The best news of all for DAC Group’s clients is that no matter which directional media you choose to promote your business, we have the tools to make your advertising successful. We can craft an integrated media plan that fits your needs and ensures that you will be where consumers are shopping. Maybe print Yellow Pages aren’t the right fit for your category, but if they are, rest assured that rumors of their demise have been greatly exaggerated and we’ll be happy to prove it.
-Amy Rybczynski, Marketing Research Analyst
[1] DAC Group landscape study, conducted by Kantar with 5,000 North Americans in October 2011
ZE has a good point, and yellow will have to deal with their situation... I don't know what the future of print may be, but computers will greatly obsolete as we move on in this technical world. I do however, think that there is some physical respect to this world. But when it comes to looking up a business, you can ask anyone on the street with a phone and bang, you have what you need.

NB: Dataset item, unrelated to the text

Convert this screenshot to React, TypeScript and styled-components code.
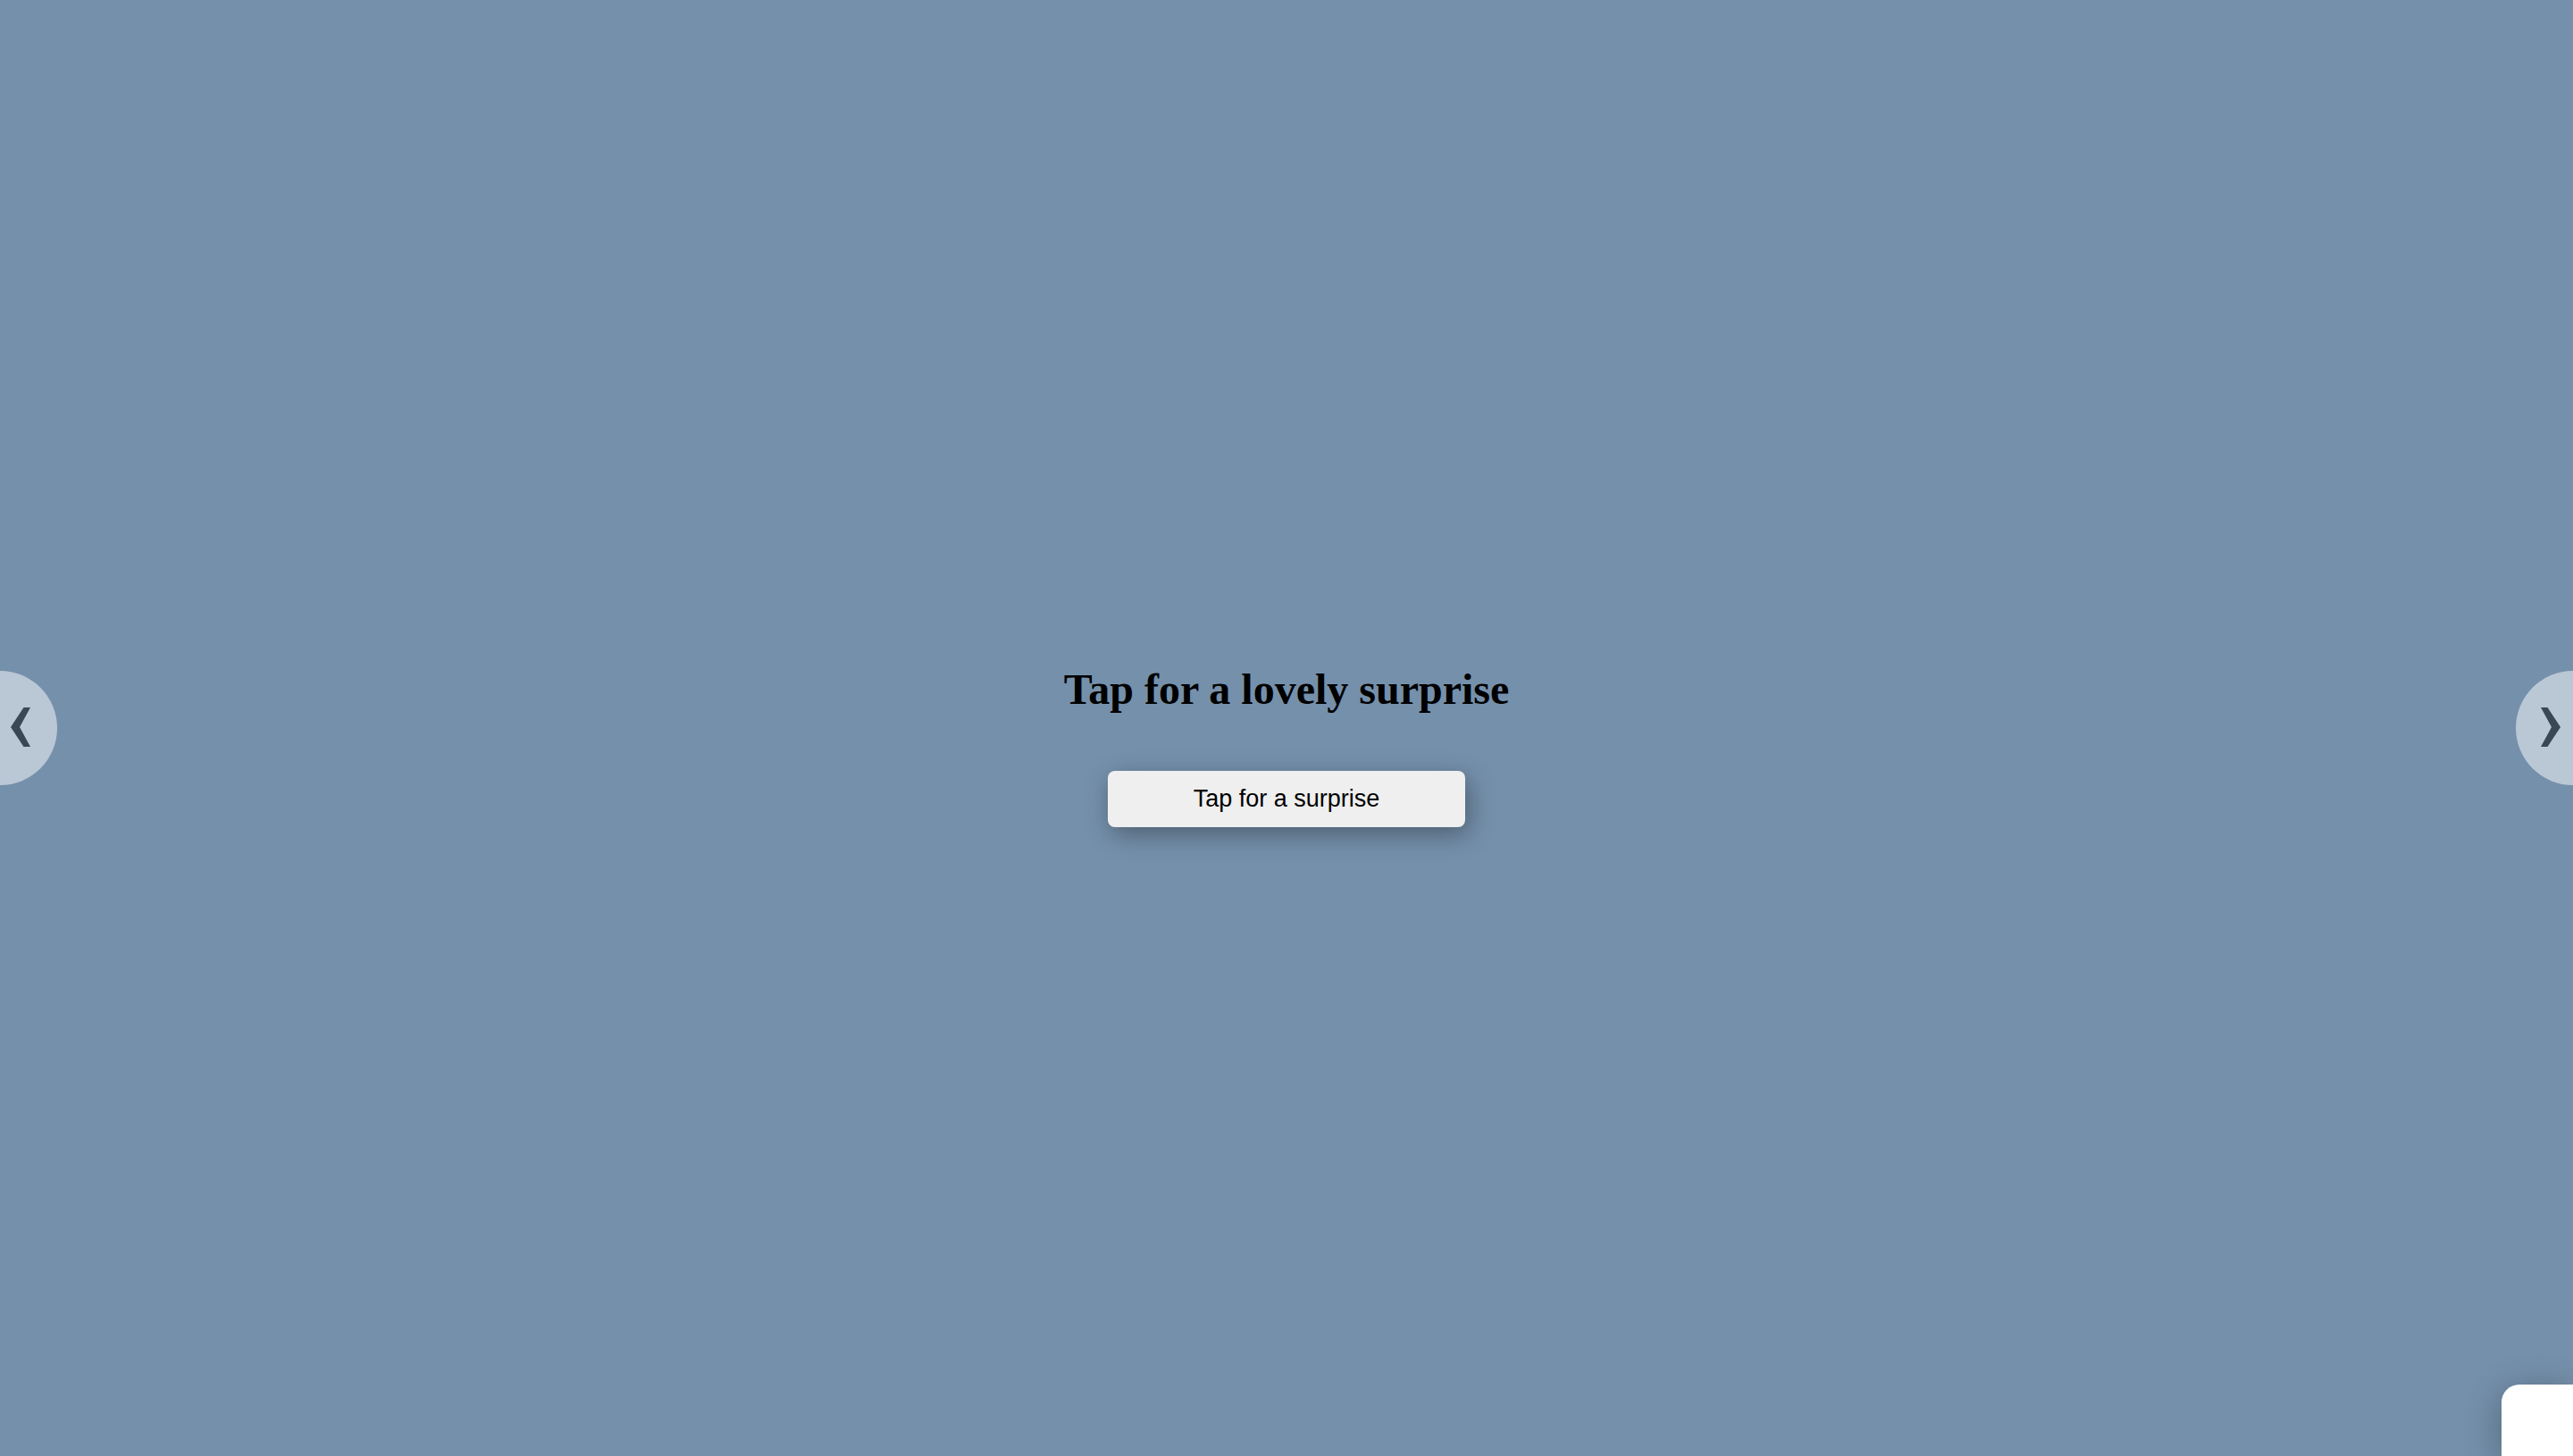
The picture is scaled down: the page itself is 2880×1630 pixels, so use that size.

Once the older generation has passed on, our generation won't know what a phone book is. I do Google businesses a lot, and sometimes I do find yellow pages come up in the searches, or sometimes I do use Canada 411, but it isn't hard for Google to establish top marketing presence in the near future as the search of choice or BING that business. Yellow pages can compete however, if they get on top of the search engine business and work from that angle as they do have a valid business establishment, and can make some ground.
If I was Yellow Pages, I would consider this as my lead into the future with the company... Google rocked the world by providing many useful tools for free and making huge money on PPC. Yellow might have to provide free phone directory listings, but make their money on PPC advertising.
I think it is possible but who knows what will happen, it is their business, not mine.